## Start Records for this task

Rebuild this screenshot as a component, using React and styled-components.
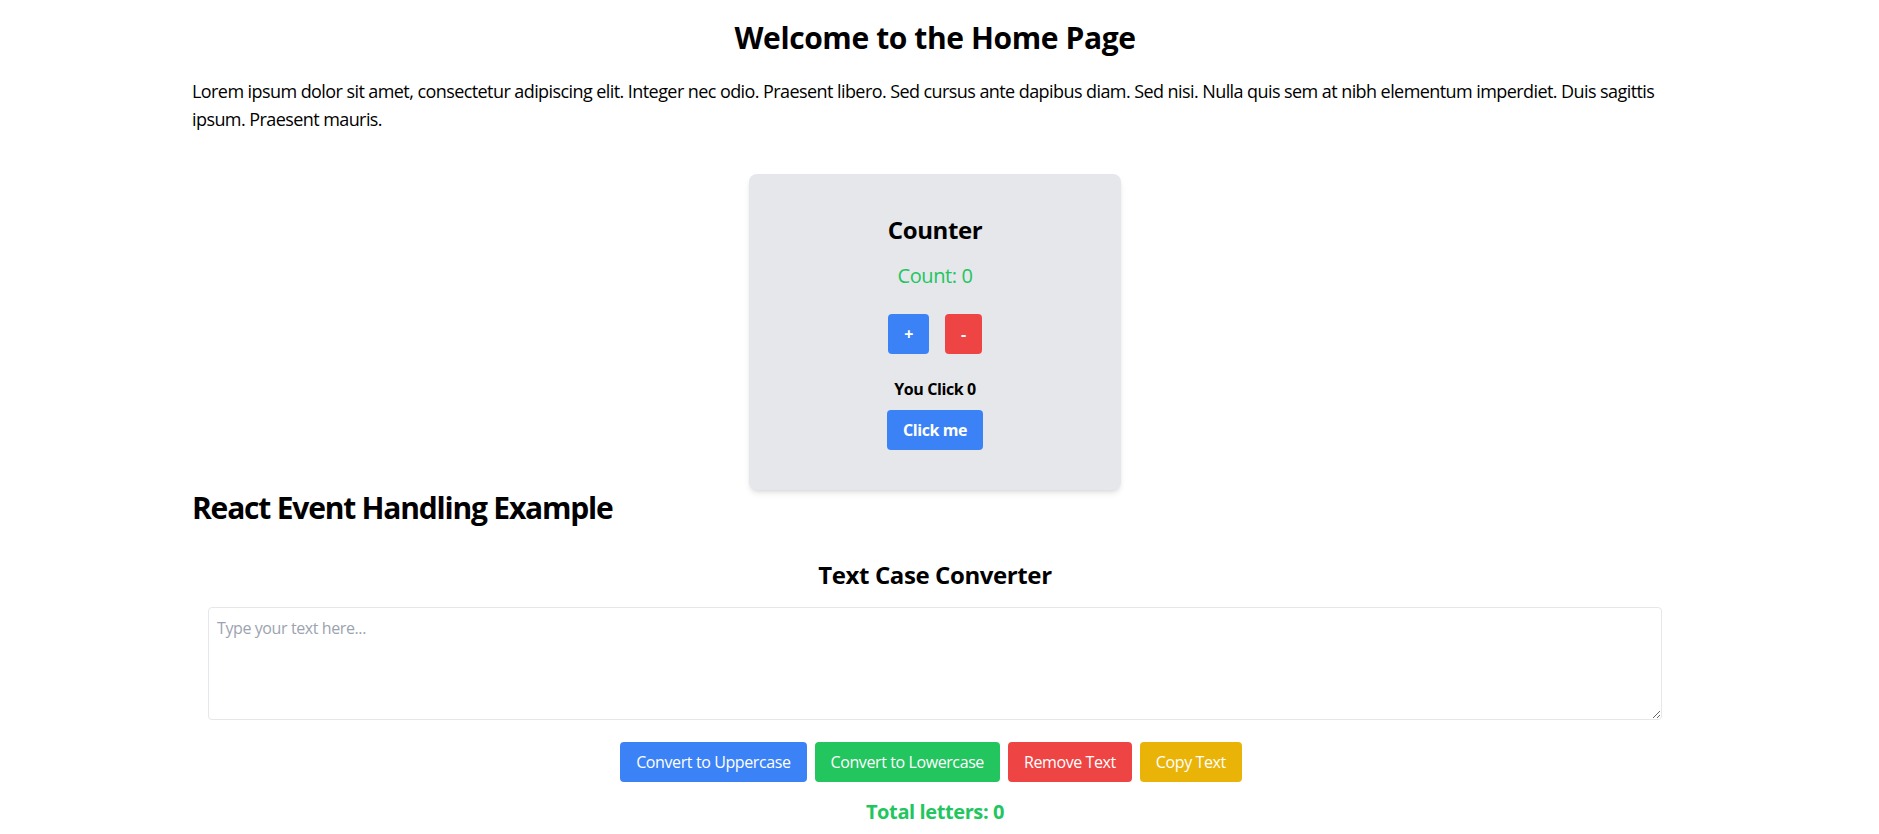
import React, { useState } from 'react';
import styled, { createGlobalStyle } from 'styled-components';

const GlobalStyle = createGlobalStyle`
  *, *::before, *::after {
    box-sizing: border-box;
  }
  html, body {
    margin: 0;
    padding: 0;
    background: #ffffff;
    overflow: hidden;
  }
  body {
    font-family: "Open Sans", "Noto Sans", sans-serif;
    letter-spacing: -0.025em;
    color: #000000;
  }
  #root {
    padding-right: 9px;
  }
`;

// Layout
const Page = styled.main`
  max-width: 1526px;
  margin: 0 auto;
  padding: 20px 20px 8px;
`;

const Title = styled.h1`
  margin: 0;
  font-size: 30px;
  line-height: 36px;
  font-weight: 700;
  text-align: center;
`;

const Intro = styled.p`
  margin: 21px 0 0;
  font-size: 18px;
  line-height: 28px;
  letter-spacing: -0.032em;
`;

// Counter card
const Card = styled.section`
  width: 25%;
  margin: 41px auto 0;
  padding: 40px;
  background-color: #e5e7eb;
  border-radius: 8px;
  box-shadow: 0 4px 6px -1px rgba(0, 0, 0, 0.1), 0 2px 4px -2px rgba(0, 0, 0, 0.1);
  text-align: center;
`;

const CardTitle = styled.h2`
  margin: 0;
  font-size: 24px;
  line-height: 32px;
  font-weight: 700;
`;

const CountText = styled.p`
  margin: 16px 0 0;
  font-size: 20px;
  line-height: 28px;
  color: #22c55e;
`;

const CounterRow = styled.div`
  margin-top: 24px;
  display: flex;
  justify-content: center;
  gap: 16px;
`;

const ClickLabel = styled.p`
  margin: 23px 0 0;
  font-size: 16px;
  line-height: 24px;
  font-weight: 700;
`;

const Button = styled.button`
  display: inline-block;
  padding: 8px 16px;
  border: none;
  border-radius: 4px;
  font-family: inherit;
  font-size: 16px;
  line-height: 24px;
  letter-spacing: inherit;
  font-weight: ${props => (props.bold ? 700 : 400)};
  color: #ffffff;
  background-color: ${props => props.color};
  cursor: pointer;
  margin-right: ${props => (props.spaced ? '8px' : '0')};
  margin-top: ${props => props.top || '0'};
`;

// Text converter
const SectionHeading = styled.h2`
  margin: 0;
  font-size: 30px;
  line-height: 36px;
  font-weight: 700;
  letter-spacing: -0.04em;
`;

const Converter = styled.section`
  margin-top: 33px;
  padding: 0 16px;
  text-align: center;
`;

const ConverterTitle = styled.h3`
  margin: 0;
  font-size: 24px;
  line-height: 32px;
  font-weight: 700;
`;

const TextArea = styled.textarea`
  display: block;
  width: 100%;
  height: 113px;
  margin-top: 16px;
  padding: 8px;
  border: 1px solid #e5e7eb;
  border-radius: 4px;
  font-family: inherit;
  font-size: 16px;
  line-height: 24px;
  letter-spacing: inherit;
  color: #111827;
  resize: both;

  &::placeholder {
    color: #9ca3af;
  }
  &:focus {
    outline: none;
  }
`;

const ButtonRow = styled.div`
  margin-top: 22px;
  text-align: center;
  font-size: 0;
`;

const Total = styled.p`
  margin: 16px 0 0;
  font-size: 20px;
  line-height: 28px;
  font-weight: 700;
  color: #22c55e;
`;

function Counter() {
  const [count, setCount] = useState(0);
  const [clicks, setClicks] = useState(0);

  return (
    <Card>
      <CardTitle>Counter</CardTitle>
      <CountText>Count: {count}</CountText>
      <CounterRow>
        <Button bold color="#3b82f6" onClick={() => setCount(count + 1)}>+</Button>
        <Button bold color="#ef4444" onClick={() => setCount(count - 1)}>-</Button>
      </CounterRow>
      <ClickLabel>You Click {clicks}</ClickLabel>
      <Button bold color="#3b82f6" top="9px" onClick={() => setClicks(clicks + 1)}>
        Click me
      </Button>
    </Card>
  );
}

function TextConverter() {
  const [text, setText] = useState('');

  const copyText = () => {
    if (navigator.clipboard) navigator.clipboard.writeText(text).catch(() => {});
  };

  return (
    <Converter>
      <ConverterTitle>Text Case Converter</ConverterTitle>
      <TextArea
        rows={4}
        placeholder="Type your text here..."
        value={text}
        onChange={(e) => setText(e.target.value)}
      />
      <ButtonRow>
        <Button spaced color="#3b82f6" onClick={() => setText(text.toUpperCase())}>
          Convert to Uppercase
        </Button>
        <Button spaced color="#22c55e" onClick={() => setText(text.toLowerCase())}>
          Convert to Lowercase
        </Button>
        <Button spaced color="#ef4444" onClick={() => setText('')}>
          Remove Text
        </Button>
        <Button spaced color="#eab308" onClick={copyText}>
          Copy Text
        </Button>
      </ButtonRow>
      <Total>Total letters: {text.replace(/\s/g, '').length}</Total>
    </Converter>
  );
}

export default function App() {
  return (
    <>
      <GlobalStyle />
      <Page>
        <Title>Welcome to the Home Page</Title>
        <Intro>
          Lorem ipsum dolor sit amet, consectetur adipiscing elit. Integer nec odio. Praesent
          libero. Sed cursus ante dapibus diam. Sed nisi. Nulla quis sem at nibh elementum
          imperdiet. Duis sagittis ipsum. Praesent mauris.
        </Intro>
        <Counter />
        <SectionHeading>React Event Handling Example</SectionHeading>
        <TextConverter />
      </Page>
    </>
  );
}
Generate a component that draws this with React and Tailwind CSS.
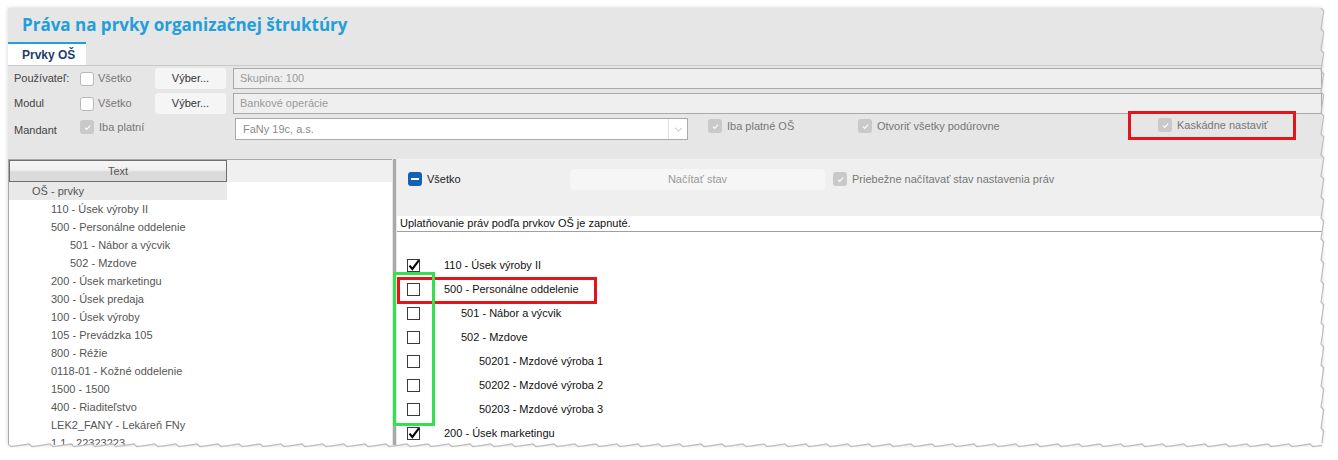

## End Records for this task

### Requirement
Except for the pictures, copy the material above exactly.

### Full response
Rebuild this screenshot as a component, using React and styled-components.
import React, { useState } from 'react';
import styled, { createGlobalStyle } from 'styled-components';

const GlobalStyle = createGlobalStyle`
  *, *::before, *::after {
    box-sizing: border-box;
  }
  html, body {
    margin: 0;
    padding: 0;
    background: #ffffff;
    overflow: hidden;
  }
  body {
    font-family: "Open Sans", "Noto Sans", sans-serif;
    letter-spacing: -0.025em;
    color: #000000;
  }
  #root {
    padding-right: 9px;
  }
`;

// Layout
const Page = styled.main`
  max-width: 1526px;
  margin: 0 auto;
  padding: 20px 20px 8px;
`;

const Title = styled.h1`
  margin: 0;
  font-size: 30px;
  line-height: 36px;
  font-weight: 700;
  text-align: center;
`;

const Intro = styled.p`
  margin: 21px 0 0;
  font-size: 18px;
  line-height: 28px;
  letter-spacing: -0.032em;
`;

// Counter card
const Card = styled.section`
  width: 25%;
  margin: 41px auto 0;
  padding: 40px;
  background-color: #e5e7eb;
  border-radius: 8px;
  box-shadow: 0 4px 6px -1px rgba(0, 0, 0, 0.1), 0 2px 4px -2px rgba(0, 0, 0, 0.1);
  text-align: center;
`;

const CardTitle = styled.h2`
  margin: 0;
  font-size: 24px;
  line-height: 32px;
  font-weight: 700;
`;

const CountText = styled.p`
  margin: 16px 0 0;
  font-size: 20px;
  line-height: 28px;
  color: #22c55e;
`;

const CounterRow = styled.div`
  margin-top: 24px;
  display: flex;
  justify-content: center;
  gap: 16px;
`;

const ClickLabel = styled.p`
  margin: 23px 0 0;
  font-size: 16px;
  line-height: 24px;
  font-weight: 700;
`;

const Button = styled.button`
  display: inline-block;
  padding: 8px 16px;
  border: none;
  border-radius: 4px;
  font-family: inherit;
  font-size: 16px;
  line-height: 24px;
  letter-spacing: inherit;
  font-weight: ${props => (props.bold ? 700 : 400)};
  color: #ffffff;
  background-color: ${props => props.color};
  cursor: pointer;
  margin-right: ${props => (props.spaced ? '8px' : '0')};
  margin-top: ${props => props.top || '0'};
`;

// Text converter
const SectionHeading = styled.h2`
  margin: 0;
  font-size: 30px;
  line-height: 36px;
  font-weight: 700;
  letter-spacing: -0.04em;
`;

const Converter = styled.section`
  margin-top: 33px;
  padding: 0 16px;
  text-align: center;
`;

const ConverterTitle = styled.h3`
  margin: 0;
  font-size: 24px;
  line-height: 32px;
  font-weight: 700;
`;

const TextArea = styled.textarea`
  display: block;
  width: 100%;
  height: 113px;
  margin-top: 16px;
  padding: 8px;
  border: 1px solid #e5e7eb;
  border-radius: 4px;
  font-family: inherit;
  font-size: 16px;
  line-height: 24px;
  letter-spacing: inherit;
  color: #111827;
  resize: both;

  &::placeholder {
    color: #9ca3af;
  }
  &:focus {
    outline: none;
  }
`;

const ButtonRow = styled.div`
  margin-top: 22px;
  text-align: center;
  font-size: 0;
`;

const Total = styled.p`
  margin: 16px 0 0;
  font-size: 20px;
  line-height: 28px;
  font-weight: 700;
  color: #22c55e;
`;

function Counter() {
  const [count, setCount] = useState(0);
  const [clicks, setClicks] = useState(0);

  return (
    <Card>
      <CardTitle>Counter</CardTitle>
      <CountText>Count: {count}</CountText>
      <CounterRow>
        <Button bold color="#3b82f6" onClick={() => setCount(count + 1)}>+</Button>
        <Button bold color="#ef4444" onClick={() => setCount(count - 1)}>-</Button>
      </CounterRow>
      <ClickLabel>You Click {clicks}</ClickLabel>
      <Button bold color="#3b82f6" top="9px" onClick={() => setClicks(clicks + 1)}>
        Click me
      </Button>
    </Card>
  );
}

function TextConverter() {
  const [text, setText] = useState('');

  const copyText = () => {
    if (navigator.clipboard) navigator.clipboard.writeText(text).catch(() => {});
  };

  return (
    <Converter>
      <ConverterTitle>Text Case Converter</ConverterTitle>
      <TextArea
        rows={4}
        placeholder="Type your text here..."
        value={text}
        onChange={(e) => setText(e.target.value)}
      />
      <ButtonRow>
        <Button spaced color="#3b82f6" onClick={() => setText(text.toUpperCase())}>
          Convert to Uppercase
        </Button>
        <Button spaced color="#22c55e" onClick={() => setText(text.toLowerCase())}>
          Convert to Lowercase
        </Button>
        <Button spaced color="#ef4444" onClick={() => setText('')}>
          Remove Text
        </Button>
        <Button spaced color="#eab308" onClick={copyText}>
          Copy Text
        </Button>
      </ButtonRow>
      <Total>Total letters: {text.replace(/\s/g, '').length}</Total>
    </Converter>
  );
}

export default function App() {
  return (
    <>
      <GlobalStyle />
      <Page>
        <Title>Welcome to the Home Page</Title>
        <Intro>
          Lorem ipsum dolor sit amet, consectetur adipiscing elit. Integer nec odio. Praesent
          libero. Sed cursus ante dapibus diam. Sed nisi. Nulla quis sem at nibh elementum
          imperdiet. Duis sagittis ipsum. Praesent mauris.
        </Intro>
        <Counter />
        <SectionHeading>React Event Handling Example</SectionHeading>
        <TextConverter />
      </Page>
    </>
  );
}
Generate a component that draws this with React and Tailwind CSS.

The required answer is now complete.